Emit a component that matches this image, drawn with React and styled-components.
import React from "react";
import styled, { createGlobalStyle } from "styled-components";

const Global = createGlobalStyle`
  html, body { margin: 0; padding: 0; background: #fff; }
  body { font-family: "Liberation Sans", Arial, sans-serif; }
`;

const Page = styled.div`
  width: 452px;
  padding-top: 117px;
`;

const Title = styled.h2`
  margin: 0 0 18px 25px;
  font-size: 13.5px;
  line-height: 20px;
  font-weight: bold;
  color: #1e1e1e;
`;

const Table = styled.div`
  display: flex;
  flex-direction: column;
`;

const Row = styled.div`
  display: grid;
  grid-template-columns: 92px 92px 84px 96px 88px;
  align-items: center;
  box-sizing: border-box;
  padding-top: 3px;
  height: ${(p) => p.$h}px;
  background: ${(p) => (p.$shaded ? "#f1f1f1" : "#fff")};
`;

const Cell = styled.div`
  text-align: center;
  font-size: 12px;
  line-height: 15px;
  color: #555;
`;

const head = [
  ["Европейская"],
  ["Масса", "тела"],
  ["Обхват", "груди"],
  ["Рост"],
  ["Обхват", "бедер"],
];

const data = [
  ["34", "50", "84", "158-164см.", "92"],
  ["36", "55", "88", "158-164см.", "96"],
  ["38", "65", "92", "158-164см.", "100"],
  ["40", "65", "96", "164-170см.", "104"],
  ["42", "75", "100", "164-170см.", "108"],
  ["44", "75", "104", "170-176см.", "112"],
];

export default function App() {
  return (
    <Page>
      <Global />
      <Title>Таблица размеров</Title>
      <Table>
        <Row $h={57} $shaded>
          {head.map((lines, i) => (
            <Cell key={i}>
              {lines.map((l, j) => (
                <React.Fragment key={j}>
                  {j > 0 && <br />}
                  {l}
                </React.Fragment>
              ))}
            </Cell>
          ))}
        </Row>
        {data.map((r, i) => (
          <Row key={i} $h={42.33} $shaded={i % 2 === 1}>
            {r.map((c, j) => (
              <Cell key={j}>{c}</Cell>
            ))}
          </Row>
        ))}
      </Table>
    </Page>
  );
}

● TASK TO COMPLETE:
Print again each line of the listing above, exactly as it appears.

● THE REPLY:
Emit a component that matches this image, drawn with React and styled-components.
import React from "react";
import styled, { createGlobalStyle } from "styled-components";

const Global = createGlobalStyle`
  html, body { margin: 0; padding: 0; background: #fff; }
  body { font-family: "Liberation Sans", Arial, sans-serif; }
`;

const Page = styled.div`
  width: 452px;
  padding-top: 117px;
`;

const Title = styled.h2`
  margin: 0 0 18px 25px;
  font-size: 13.5px;
  line-height: 20px;
  font-weight: bold;
  color: #1e1e1e;
`;

const Table = styled.div`
  display: flex;
  flex-direction: column;
`;

const Row = styled.div`
  display: grid;
  grid-template-columns: 92px 92px 84px 96px 88px;
  align-items: center;
  box-sizing: border-box;
  padding-top: 3px;
  height: ${(p) => p.$h}px;
  background: ${(p) => (p.$shaded ? "#f1f1f1" : "#fff")};
`;

const Cell = styled.div`
  text-align: center;
  font-size: 12px;
  line-height: 15px;
  color: #555;
`;

const head = [
  ["Европейская"],
  ["Масса", "тела"],
  ["Обхват", "груди"],
  ["Рост"],
  ["Обхват", "бедер"],
];

const data = [
  ["34", "50", "84", "158-164см.", "92"],
  ["36", "55", "88", "158-164см.", "96"],
  ["38", "65", "92", "158-164см.", "100"],
  ["40", "65", "96", "164-170см.", "104"],
  ["42", "75", "100", "164-170см.", "108"],
  ["44", "75", "104", "170-176см.", "112"],
];

export default function App() {
  return (
    <Page>
      <Global />
      <Title>Таблица размеров</Title>
      <Table>
        <Row $h={57} $shaded>
          {head.map((lines, i) => (
            <Cell key={i}>
              {lines.map((l, j) => (
                <React.Fragment key={j}>
                  {j > 0 && <br />}
                  {l}
                </React.Fragment>
              ))}
            </Cell>
          ))}
        </Row>
        {data.map((r, i) => (
          <Row key={i} $h={42.33} $shaded={i % 2 === 1}>
            {r.map((c, j) => (
              <Cell key={j}>{c}</Cell>
            ))}
          </Row>
        ))}
      </Table>
    </Page>
  );
}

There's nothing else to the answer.